Schließlich Giselher. Der jüngste der Burgunder-Brüder ist ein lebendig gewordener Bravo-Starschnitt. In der Rolle des aufbrausenden Jugendhelden und Frauenschwarms fuchtelt André Eisermann mit Schwert und Jeansmantel über die Szene.
Das Korrektiv dieser kranken Welt gibt Uwe Friedrichsen. Ungemein authentisch ist sein Rüdiger von Bechelaren - ein guter Mensch und kein Moralapostel. In seiner zweiten Rolle als «Mann im Mantel» ist Friedrichsen der Erzähler auf der Bühne.

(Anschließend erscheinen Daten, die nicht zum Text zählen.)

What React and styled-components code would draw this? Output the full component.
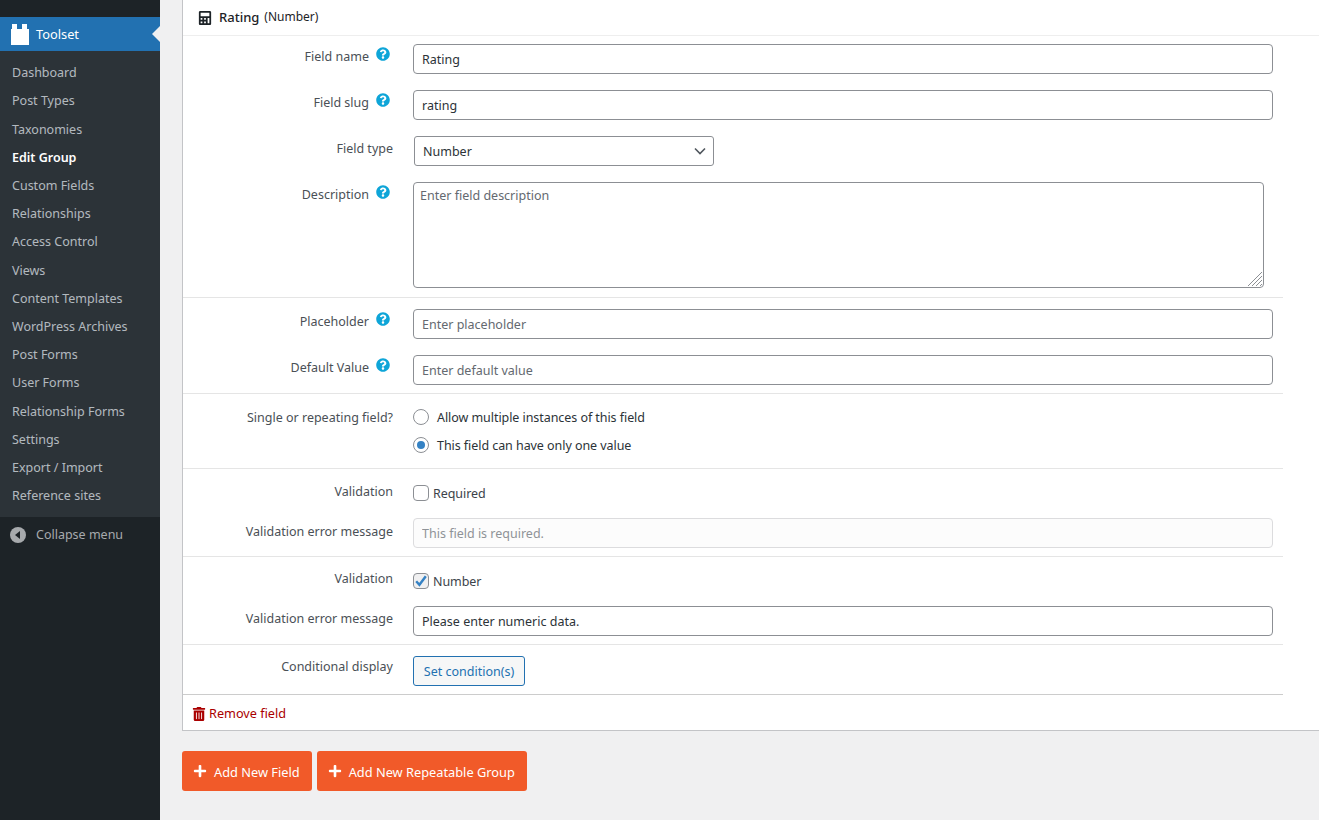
import styled, { createGlobalStyle } from "styled-components";
import { FaCalculator, FaQuestionCircle, FaTrashAlt, FaPlus } from "react-icons/fa";

const menuItems = [
  "Dashboard",
  "Post Types",
  "Taxonomies",
  "Edit Group",
  "Custom Fields",
  "Relationships",
  "Access Control",
  "Views",
  "Content Templates",
  "WordPress Archives",
  "Post Forms",
  "User Forms",
  "Relationship Forms",
  "Settings",
  "Export / Import",
  "Reference sites",
];

const chevron =
  "data:image/svg+xml,%3Csvg xmlns='http://www.w3.org/2000/svg' width='12' height='8' viewBox='0 0 12 8'%3E%3Cpath d='M1 1.5l5 5 5-5' fill='none' stroke='%2350575e' stroke-width='1.6'/%3E%3C/svg%3E";
const tick =
  "data:image/svg+xml,%3Csvg xmlns='http://www.w3.org/2000/svg' width='16' height='16' viewBox='0 0 16 16'%3E%3Cpath d='M3.2 8.2l3.2 3.6 6.4-8.6' fill='none' stroke='%233582c4' stroke-width='2.4'/%3E%3C/svg%3E";

const GlobalStyle = createGlobalStyle`
  html, body {
    margin: 0;
    padding: 0;
    height: 100%;
    overflow: hidden;
    background: #f0f0f1;
    font-family: "Noto Sans", "Open Sans", sans-serif;
    font-size: 12.5px;
    line-height: 18.2px;
    color: #4a5056;
  }
`;

const Page = styled.div`
  display: flex;
  height: 820px;
  overflow: hidden;
`;

const Sidebar = styled.nav`
  width: 160px;
  flex: none;
  background: #1d2327;
  padding-top: 17px;
`;

const CurrentMenu = styled.div`
  position: relative;
  display: flex;
  align-items: center;
  gap: 7px;
  height: 34px;
  padding-left: 11px;
  background: #2271b1;
  color: #fff;
  font-size: 12.8px;
  &::after {
    content: "";
    position: absolute;
    right: 0;
    top: 9px;
    border: 8px solid transparent;
    border-right-color: #f0f0f1;
  }
`;

const SubMenu = styled.ul`
  list-style: none;
  margin: 0;
  padding: 8.2px 0 6.6px;
  background: #2c3338;
`;

const SubItem = styled.li`
  padding: 5px 12px;
  color: ${(p) => (p.$active ? "#fff" : "rgba(240, 246, 252, 0.7)")};
  font-weight: ${(p) => (p.$active ? 600 : 400)};
`;

const Collapse = styled.div`
  display: flex;
  align-items: center;
  gap: 10px;
  padding: 9px 10px 7px;
  color: #a7aaad;
`;

const Main = styled.main`
  flex: 1;
  min-width: 0;
  padding-left: 22px;
`;

const Card = styled.section`
  background: #fff;
  border-left: 1px solid #c3c4c7;
  border-bottom: 1px solid #c3c4c7;
`;

const CardHeader = styled.header`
  display: flex;
  align-items: center;
  gap: 7px;
  height: 35px;
  padding-left: 15px;
  border-bottom: 1px solid #eee;
  color: #1d2327;
  svg {
    font-size: 14px;
  }
`;

const Title = styled.span`
  font-weight: 500;
  font-size: 13px;
`;

const TitleType = styled.span`
  margin-left: -2px;
  font-size: 12px;
`;

const Body = styled.div`
  width: 1100px;
`;

const Group = styled.div`
  display: flex;
  flex-direction: column;
  gap: ${(p) => p.$gap ?? 16}px;
  padding: ${(p) => p.$top}px 0 ${(p) => p.$bottom}px;
  border-bottom: 1px solid ${(p) => (p.$strong ? "#ccc" : "#e5e5e5")};
`;

const Row = styled.div`
  display: grid;
  grid-template-columns: 230px 1fr;
`;

const Label = styled.div`
  display: flex;
  justify-content: flex-end;
  align-items: flex-start;
  gap: 7px;
  padding-right: 20px;
  margin-top: ${(p) => p.$top ?? 4}px;
  svg {
    color: #0ea5d8;
    font-size: 14px;
    margin: 0 3px 0 0;
    position: relative;
    top: -1px;
  }
`;

const TextInput = styled.input`
  box-sizing: border-box;
  display: block;
  width: 860px;
  height: 30px;
  padding: 0 8px;
  border: 1px solid #8c8f94;
  border-radius: 4px;
  font: inherit;
  color: #2c3338;
  background: #fff;
  outline: none;
  &::placeholder {
    color: #646970;
    opacity: 1;
  }
  &:disabled {
    padding-top: 1px;
    background: #fcfcfc;
    border-color: #dcdcde;
    &::placeholder {
      color: #8f9397;
    }
  }
`;

const Select = styled.select`
  appearance: none;
  box-sizing: border-box;
  display: block;
  width: 300px;
  height: 30px;
  margin-left: 1px;
  padding: 2px 24px 0 8px;
  border: 1px solid #8c8f94;
  border-radius: 3px;
  font: inherit;
  color: #2c3338;
  background: #fff url("${chevron}") no-repeat right 7px center;
`;

const AreaWrap = styled.div`
  position: relative;
  width: 851px;
  svg {
    position: absolute;
    right: 1px;
    bottom: 1px;
  }
`;

const TextArea = styled.textarea`
  box-sizing: border-box;
  display: block;
  width: 851px;
  height: 106px;
  padding: 4px 6px;
  border: 1px solid #8c8f94;
  border-radius: 4px;
  font: inherit;
  color: #2c3338;
  outline: none;
  resize: none;
  &::placeholder {
    color: #646970;
    opacity: 1;
  }
`;

const Options = styled.div`
  display: flex;
  flex-direction: column;
  gap: 8px;
`;

const Option = styled.label`
  display: flex;
  align-items: flex-start;
  height: 20px;
  line-height: 22px;
  letter-spacing: -0.06px;
  gap: ${(p) => p.$gap ?? 8}px;
  color: ${(p) => p.$color ?? "#2c3338"};
`;

const Radio = styled.input.attrs({ type: "radio" })`
  appearance: none;
  box-sizing: border-box;
  position: relative;
  width: 16px;
  height: 16px;
  margin: 2px 0 0;
  border: 1px solid #8c8f94;
  border-radius: 50%;
  background: #fff;
  &:checked::before {
    content: "";
    position: absolute;
    inset: 3px;
    border-radius: 50%;
    background: #3582c4;
  }
`;

const Check = styled.input.attrs({ type: "checkbox" })`
  appearance: none;
  box-sizing: border-box;
  width: 16px;
  height: 16px;
  margin: 2px 0 0;
  border: 1px solid #8c8f94;
  border-radius: 4px;
  background: #fff;
  &:checked {
    background: #f0f0f1 url("${tick}") center no-repeat;
  }
`;

const OutlineButton = styled.button`
  box-sizing: border-box;
  width: 112px;
  height: 30px;
  padding: 2px 0 0;
  border: 1px solid #2271b1;
  border-radius: 3px;
  background: #f6f7f7;
  color: #2271b1;
  font: inherit;
`;

const RemoveLink = styled.a`
  display: flex;
  align-items: center;
  gap: 3px;
  height: 33px;
  padding: 2px 0 0 9px;
  color: #a00;
  font-size: 12.7px;
  svg {
    font-size: 14px;
  }
`;

const Actions = styled.div`
  display: flex;
  gap: 5px;
  margin-top: 20px;
`;

const AddButton = styled.button`
  display: flex;
  align-items: center;
  gap: 7px;
  height: 40px;
  padding: 2px 12px 0 11px;
  border: 0;
  border-radius: 3px;
  background: #f15a29;
  color: #fff;
  font: inherit;
  font-size: 12.8px;
  svg {
    font-size: 14px;
    margin-top: -2px;
  }
`;

function Field({ label, help, top, children }) {
  return (
    <Row>
      <Label $top={top}>
        {label}
        {help && <FaQuestionCircle />}
      </Label>
      <div>{children}</div>
    </Row>
  );
}

export default function App() {
  return (
    <>
      <GlobalStyle />
      <Page>
        <Sidebar>
          <CurrentMenu>
            <svg width="18" height="21" viewBox="0 0 18 21">
              <path fill="#fff" d="M0 5h1V0h5v5h5V0h5v5h2v16H0z" />
            </svg>
            Toolset
          </CurrentMenu>
          <SubMenu>
            {menuItems.map((item) => (
              <SubItem key={item} $active={item === "Edit Group"}>
                {item}
              </SubItem>
            ))}
          </SubMenu>
          <Collapse>
            <svg width="16" height="16" viewBox="0 0 16 16">
              <circle cx="8" cy="8" r="8" fill="#a7aaad" />
              <path fill="#1d2327" d="M10 4v8L5 8z" />
            </svg>
            Collapse menu
          </Collapse>
        </Sidebar>
        <Main>
          <Card>
            <CardHeader>
              <FaCalculator />
              <Title>Rating</Title>
              <TitleType>(Number)</TitleType>
            </CardHeader>
            <Body>
              <Group $top={8} $bottom={9}>
                <Field label="Field name" help>
                  <TextInput defaultValue="Rating" />
                </Field>
                <Field label="Field slug" help>
                  <TextInput defaultValue="rating" />
                </Field>
                <Field label="Field type">
                  <Select defaultValue="Number">
                    <option>Number</option>
                  </Select>
                </Field>
                <Field label="Description" help>
                  <AreaWrap>
                    <TextArea placeholder="Enter field description" />
                    <svg width="16" height="16" viewBox="0 0 16 16" stroke="#8c8f94" strokeWidth="1">
                      <path d="M1 15L15 1M5 15L15 5M9 15l6-6M13 15l2-2" />
                    </svg>
                  </AreaWrap>
                </Field>
              </Group>
              <Group $top={11} $bottom={8}>
                <Field label="Placeholder" help>
                  <TextInput placeholder="Enter placeholder" />
                </Field>
                <Field label="Default Value" help>
                  <TextInput placeholder="Enter default value" />
                </Field>
              </Group>
              <Group $top={13} $bottom={13}>
                <Field label="Single or repeating field?" top={2}>
                  <Options>
                    <Option>
                      <Radio name="repeat" />
                      Allow multiple instances of this field
                    </Option>
                    <Option>
                      <Radio name="repeat" defaultChecked />
                      This field can have only one value
                    </Option>
                  </Options>
                </Field>
              </Group>
              <Group $top={14} $bottom={8} $gap={15}>
                <Field label="Validation" top={0}>
                  <Option $gap={4} $color="#3c434a">
                    <Check />
                    Required
                  </Option>
                </Field>
                <Field label="Validation error message" top={5}>
                  <TextInput disabled placeholder="This field is required." />
                </Field>
              </Group>
              <Group $top={14} $bottom={8} $gap={15}>
                <Field label="Validation" top={-1}>
                  <Option $gap={4} $color="#3c434a">
                    <Check defaultChecked />
                    Number
                  </Option>
                </Field>
                <Field label="Validation error message" top={4}>
                  <TextInput defaultValue="Please enter numeric data." />
                </Field>
              </Group>
              <Group $top={11} $bottom={8} $strong>
                <Field label="Conditional display" top={2}>
                  <OutlineButton>Set condition(s)</OutlineButton>
                </Field>
              </Group>
              <RemoveLink>
                <FaTrashAlt />
                Remove field
              </RemoveLink>
            </Body>
          </Card>
          <Actions>
            <AddButton>
              <FaPlus />
              Add New Field
            </AddButton>
            <AddButton>
              <FaPlus />
              Add New Repeatable Group
            </AddButton>
          </Actions>
        </Main>
      </Page>
    </>
  );
}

Über allem schwebt Hagen von Tronje. Mario Adorf spielt überzeugend diesen Mann, der ein Diener vieler Herren zu sein scheint. Letztlich offenbart sich aber seine Treue zu den Burgundern. Mit jeder seiner Entscheidungen und Wendungen will er den Wormser Hof stärken. Dass der ihn in die Katastrophe treibt, merkt er viel zu spät.
Wedel ist eine überzeugende Regiearbeit gelungen. Abgesehen von wenigen Längen und Schwächen im zweiten Akt, ist das Konzept aus einem Guss. Weil es keine Bühne gibt und vor dem Südportal des Doms auf offener Szene gespielt wird, sind einige Kunstgriffe vonnöten. Umbaupausen wollen überbrückt sein. Dazu dienen unter anderem Videosequenzen: Auf zwei Leinwänden erscheint Brünhild in ihrem Feuerschloss auf Island, tobt der Golfkrieg als Kulisse, wirbt Kriemhild um König Etzel.
Der erste Akt erscheint dramaturgisch schlüssiger und gibt eine Linie vor, die nach der Pause leider etwas verloren geht. Das Bemühen um Tempo ist sicher richtig und entspricht dem Handlungsverlauf. Allerdings ist manches des Guten zu viel. Der Einspielfilm von der Reise der Burgunder an den Hof der Hunnen erinnert eher an den «Schuh des Manitu» und ist ein Fremdkörper der Inszenierung.
Adorf jedenfalls ist nach der Premiere «erleichtert». Zwar hat «nicht alles hundertprozentig geklappt», meint er, aber das könne ja noch werden. Leicht ist es für die Künstler nicht vor der imposanten Kulisse. «Mit Kammerspielmethoden kann man da nichts bewegen. Da ist Präsenz gefordert», sagt Adorf. Und auch Wedel zeigt kurz vor 1.00 Uhr ein Lachen, als er und seine Schauspieler wieder und wieder mit Beifall überschüttet werden. Vier Stunden zuvor hatte der eitle Perfektionist den Zuschauern eigens erklären lassen, für den Ton sei «alleine die Technik» verantwortlich - und keineswegs der Regisseur.